** BEGIN Records for the task **
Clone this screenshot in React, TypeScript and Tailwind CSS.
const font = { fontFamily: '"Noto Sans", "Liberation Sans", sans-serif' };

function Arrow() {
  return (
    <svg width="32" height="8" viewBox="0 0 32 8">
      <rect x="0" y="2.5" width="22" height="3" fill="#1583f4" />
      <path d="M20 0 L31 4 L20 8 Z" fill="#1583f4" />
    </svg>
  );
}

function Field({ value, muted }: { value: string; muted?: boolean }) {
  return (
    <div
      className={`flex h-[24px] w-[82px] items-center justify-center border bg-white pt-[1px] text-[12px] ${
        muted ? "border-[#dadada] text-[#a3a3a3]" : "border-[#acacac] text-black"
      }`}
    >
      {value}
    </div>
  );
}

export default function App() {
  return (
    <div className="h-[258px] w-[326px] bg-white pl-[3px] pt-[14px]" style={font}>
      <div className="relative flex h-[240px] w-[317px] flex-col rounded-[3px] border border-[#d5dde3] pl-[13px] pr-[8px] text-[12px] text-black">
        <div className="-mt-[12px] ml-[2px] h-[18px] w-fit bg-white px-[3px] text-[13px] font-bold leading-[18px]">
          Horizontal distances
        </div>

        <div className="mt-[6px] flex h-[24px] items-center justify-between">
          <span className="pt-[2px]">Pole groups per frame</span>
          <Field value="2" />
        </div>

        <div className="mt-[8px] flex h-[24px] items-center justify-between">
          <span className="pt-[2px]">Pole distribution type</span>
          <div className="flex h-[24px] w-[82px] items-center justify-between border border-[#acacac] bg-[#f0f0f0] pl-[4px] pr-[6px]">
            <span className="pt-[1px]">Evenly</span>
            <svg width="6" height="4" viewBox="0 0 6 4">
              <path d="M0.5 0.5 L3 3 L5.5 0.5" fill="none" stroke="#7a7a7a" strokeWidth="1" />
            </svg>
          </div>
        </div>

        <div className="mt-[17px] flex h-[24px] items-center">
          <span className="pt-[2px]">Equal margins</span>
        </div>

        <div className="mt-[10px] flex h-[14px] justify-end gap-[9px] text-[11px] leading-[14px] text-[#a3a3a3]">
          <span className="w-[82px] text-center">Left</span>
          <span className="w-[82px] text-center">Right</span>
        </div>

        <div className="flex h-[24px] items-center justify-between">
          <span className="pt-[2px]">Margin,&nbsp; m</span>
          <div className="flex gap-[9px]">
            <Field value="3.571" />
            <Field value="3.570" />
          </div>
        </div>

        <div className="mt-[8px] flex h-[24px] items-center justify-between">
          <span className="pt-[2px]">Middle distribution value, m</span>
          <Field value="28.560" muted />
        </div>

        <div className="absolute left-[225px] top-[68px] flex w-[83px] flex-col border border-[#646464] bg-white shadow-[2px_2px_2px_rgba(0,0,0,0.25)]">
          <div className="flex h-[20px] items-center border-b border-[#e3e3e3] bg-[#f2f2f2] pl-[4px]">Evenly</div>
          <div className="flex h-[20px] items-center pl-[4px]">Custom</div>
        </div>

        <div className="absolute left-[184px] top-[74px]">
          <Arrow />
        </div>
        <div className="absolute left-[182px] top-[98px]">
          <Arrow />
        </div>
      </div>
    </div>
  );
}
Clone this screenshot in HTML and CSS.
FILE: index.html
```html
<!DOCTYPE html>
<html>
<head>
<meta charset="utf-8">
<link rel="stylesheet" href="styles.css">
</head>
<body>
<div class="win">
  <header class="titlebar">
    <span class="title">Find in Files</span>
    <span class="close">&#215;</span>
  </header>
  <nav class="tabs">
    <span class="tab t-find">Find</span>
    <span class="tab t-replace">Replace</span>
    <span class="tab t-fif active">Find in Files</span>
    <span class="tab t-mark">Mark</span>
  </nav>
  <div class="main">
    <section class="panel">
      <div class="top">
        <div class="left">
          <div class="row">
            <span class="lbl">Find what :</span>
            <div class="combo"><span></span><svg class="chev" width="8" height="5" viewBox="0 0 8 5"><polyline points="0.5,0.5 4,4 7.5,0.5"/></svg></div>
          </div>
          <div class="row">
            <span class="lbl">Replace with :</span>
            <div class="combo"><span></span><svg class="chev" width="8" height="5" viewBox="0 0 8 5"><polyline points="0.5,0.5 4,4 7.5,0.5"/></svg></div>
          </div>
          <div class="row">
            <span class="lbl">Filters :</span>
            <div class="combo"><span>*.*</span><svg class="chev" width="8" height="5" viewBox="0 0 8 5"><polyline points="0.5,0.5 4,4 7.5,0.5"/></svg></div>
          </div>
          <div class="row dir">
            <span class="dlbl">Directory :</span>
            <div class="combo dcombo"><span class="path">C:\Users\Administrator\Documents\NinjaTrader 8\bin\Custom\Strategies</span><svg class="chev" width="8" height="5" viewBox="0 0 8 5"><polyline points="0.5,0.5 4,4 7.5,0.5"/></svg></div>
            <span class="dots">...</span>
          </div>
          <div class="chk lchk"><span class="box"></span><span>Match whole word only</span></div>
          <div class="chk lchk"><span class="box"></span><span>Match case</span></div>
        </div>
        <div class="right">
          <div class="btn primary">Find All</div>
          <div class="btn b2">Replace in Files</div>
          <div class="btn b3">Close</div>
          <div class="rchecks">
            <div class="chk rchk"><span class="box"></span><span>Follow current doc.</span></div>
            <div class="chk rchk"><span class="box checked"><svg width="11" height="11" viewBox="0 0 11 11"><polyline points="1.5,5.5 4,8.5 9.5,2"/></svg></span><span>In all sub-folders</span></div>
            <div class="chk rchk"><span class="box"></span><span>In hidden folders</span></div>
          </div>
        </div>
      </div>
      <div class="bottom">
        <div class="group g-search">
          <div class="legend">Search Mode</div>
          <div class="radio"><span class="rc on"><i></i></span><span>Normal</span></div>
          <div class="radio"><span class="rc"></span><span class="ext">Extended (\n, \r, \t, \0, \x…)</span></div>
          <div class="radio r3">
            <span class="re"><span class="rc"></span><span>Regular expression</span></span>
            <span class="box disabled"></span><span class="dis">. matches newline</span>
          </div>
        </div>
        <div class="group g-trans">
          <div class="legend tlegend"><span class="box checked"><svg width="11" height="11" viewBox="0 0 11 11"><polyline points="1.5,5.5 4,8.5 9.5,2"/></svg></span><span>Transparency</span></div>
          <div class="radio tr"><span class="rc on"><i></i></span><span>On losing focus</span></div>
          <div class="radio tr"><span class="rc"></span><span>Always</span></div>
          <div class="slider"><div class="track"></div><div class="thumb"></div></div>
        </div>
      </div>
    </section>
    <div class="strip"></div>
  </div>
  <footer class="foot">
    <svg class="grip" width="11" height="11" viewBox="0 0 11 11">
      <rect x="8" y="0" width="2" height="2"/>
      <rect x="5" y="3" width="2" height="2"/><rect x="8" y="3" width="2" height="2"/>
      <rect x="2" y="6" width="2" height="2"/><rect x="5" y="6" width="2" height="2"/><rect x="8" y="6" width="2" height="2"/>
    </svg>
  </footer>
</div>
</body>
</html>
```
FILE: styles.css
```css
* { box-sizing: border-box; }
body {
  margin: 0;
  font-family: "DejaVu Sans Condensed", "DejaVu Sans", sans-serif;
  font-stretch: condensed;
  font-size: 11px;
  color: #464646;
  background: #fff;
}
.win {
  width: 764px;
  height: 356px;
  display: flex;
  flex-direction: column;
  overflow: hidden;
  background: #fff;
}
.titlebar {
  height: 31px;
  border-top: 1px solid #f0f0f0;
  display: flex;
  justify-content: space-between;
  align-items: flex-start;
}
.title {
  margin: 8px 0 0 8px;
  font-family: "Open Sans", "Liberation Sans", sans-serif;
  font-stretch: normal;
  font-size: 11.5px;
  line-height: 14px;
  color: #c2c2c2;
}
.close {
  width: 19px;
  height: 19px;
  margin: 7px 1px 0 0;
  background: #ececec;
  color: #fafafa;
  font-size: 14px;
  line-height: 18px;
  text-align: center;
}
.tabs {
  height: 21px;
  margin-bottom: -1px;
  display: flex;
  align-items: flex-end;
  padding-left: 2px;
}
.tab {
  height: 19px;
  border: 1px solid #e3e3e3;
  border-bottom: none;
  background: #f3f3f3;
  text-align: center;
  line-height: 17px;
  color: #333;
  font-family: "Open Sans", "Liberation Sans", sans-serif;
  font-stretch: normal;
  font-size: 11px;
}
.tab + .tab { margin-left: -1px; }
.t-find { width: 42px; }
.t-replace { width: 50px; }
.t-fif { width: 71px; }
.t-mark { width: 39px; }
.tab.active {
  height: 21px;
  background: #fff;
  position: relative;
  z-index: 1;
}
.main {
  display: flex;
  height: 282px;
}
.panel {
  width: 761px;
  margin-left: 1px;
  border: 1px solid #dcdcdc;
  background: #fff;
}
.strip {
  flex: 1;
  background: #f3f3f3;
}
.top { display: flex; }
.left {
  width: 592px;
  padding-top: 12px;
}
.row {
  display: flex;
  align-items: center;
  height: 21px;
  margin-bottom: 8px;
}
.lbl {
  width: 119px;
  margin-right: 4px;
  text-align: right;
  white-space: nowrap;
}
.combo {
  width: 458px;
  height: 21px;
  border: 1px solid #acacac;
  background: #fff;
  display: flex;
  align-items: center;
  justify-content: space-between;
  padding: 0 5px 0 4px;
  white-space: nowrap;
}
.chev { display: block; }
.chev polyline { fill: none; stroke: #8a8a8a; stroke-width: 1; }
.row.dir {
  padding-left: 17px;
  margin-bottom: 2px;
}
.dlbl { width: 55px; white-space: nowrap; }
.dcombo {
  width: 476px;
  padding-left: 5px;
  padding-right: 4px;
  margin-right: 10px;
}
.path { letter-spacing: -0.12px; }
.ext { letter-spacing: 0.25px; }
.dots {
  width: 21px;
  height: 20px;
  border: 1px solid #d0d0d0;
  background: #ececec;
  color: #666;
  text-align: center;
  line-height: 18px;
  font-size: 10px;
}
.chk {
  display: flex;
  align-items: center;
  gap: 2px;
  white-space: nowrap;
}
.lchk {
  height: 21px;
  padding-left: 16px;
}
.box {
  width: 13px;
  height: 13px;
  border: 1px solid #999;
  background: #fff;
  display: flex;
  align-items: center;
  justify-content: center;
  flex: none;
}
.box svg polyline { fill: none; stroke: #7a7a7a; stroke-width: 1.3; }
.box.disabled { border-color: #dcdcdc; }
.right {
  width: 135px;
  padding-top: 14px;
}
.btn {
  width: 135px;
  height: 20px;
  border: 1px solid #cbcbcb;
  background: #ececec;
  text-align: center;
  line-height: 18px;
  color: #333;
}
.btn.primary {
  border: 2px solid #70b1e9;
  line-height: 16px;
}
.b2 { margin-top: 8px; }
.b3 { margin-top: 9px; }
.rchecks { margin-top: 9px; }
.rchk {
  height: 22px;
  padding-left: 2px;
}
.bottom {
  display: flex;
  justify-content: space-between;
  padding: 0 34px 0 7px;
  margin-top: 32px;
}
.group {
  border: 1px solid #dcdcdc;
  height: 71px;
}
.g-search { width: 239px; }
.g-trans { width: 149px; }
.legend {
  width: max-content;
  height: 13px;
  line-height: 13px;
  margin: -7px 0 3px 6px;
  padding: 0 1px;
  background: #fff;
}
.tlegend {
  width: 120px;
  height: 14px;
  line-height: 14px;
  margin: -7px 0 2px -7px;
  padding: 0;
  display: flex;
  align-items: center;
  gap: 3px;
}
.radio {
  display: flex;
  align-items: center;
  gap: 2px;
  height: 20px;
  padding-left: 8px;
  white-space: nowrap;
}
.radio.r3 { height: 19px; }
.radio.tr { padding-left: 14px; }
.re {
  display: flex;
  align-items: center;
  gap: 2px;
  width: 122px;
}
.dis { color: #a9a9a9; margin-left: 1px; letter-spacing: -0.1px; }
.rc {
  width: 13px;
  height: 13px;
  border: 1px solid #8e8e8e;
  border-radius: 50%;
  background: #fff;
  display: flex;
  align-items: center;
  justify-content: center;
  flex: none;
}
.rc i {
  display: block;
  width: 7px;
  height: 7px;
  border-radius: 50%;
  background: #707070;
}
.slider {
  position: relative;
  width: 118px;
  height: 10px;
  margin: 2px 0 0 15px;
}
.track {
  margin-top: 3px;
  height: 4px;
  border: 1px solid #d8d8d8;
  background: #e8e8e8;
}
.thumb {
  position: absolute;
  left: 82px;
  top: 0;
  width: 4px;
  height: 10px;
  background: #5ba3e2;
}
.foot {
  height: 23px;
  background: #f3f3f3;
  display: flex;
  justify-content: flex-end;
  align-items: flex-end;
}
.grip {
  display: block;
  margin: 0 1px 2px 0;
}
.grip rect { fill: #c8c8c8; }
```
** END Records for the task **
** BEGIN Records for the task **
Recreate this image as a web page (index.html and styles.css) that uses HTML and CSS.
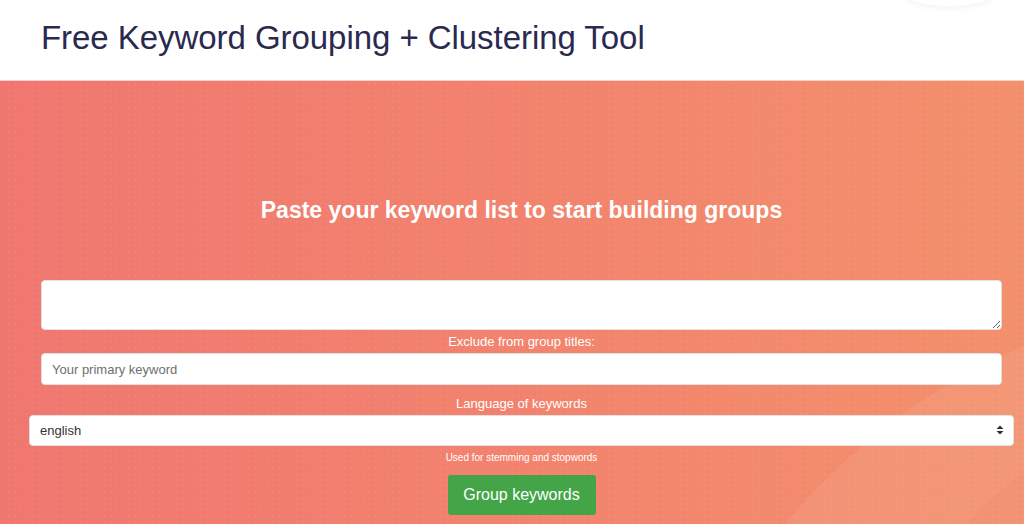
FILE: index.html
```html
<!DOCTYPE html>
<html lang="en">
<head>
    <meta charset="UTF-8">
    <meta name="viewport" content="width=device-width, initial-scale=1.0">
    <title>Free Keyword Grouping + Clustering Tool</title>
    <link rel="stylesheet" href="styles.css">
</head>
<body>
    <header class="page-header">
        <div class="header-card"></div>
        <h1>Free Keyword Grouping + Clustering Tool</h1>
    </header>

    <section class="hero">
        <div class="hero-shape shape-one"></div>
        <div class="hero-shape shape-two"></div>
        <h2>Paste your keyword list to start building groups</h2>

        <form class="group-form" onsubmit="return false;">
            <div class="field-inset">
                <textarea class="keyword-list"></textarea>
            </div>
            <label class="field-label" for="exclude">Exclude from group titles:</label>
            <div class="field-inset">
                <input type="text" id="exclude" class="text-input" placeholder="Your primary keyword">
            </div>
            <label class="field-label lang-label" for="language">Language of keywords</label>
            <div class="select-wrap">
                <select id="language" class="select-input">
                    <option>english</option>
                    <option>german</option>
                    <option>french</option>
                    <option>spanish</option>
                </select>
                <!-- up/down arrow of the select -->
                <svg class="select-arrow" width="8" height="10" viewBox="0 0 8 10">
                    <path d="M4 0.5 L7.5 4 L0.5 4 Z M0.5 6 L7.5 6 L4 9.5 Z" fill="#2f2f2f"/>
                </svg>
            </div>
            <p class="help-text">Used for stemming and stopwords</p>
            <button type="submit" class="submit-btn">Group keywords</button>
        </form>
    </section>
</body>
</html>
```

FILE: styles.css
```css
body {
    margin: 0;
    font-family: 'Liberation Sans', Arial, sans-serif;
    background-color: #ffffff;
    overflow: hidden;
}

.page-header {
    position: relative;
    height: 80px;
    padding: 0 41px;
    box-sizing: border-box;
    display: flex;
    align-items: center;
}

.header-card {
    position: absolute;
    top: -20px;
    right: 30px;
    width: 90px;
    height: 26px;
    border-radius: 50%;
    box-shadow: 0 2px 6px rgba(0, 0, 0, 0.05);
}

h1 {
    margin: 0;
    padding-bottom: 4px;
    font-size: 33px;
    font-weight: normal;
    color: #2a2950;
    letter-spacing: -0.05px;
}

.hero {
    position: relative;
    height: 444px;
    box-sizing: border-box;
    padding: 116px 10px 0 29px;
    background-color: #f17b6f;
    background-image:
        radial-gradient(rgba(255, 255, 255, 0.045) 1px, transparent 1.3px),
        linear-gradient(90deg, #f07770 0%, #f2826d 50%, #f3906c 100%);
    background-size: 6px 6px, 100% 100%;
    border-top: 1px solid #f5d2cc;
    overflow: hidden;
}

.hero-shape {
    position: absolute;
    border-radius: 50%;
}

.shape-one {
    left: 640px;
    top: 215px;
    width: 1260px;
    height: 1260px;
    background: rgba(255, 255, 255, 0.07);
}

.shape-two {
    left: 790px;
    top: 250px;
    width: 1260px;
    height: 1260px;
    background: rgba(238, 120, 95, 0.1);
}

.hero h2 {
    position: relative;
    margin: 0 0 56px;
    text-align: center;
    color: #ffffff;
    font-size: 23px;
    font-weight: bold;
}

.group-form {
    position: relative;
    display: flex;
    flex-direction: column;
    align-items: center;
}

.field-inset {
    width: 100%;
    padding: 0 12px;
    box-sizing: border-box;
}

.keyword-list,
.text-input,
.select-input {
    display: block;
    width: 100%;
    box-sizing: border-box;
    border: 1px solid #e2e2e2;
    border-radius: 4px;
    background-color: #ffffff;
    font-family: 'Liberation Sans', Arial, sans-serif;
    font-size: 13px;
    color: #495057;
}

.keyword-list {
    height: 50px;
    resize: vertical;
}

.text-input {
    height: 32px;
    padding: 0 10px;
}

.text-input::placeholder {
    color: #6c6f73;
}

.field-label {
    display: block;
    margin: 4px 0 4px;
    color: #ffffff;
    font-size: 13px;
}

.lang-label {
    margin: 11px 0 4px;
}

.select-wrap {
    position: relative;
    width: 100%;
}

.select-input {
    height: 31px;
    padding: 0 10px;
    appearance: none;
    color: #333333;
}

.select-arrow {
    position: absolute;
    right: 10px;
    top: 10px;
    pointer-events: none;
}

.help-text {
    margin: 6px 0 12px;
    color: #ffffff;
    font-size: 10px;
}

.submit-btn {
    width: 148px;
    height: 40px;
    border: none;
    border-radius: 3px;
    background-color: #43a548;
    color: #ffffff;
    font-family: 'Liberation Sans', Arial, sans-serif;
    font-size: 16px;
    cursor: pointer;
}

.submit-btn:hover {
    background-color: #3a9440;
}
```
** END Records for the task **
> Work to do
Check each line above for the string "image", then copy the ones that have it.

> Result of this exercise
Recreate this image as a web page (index.html and styles.css) that uses HTML and CSS.
    background-image:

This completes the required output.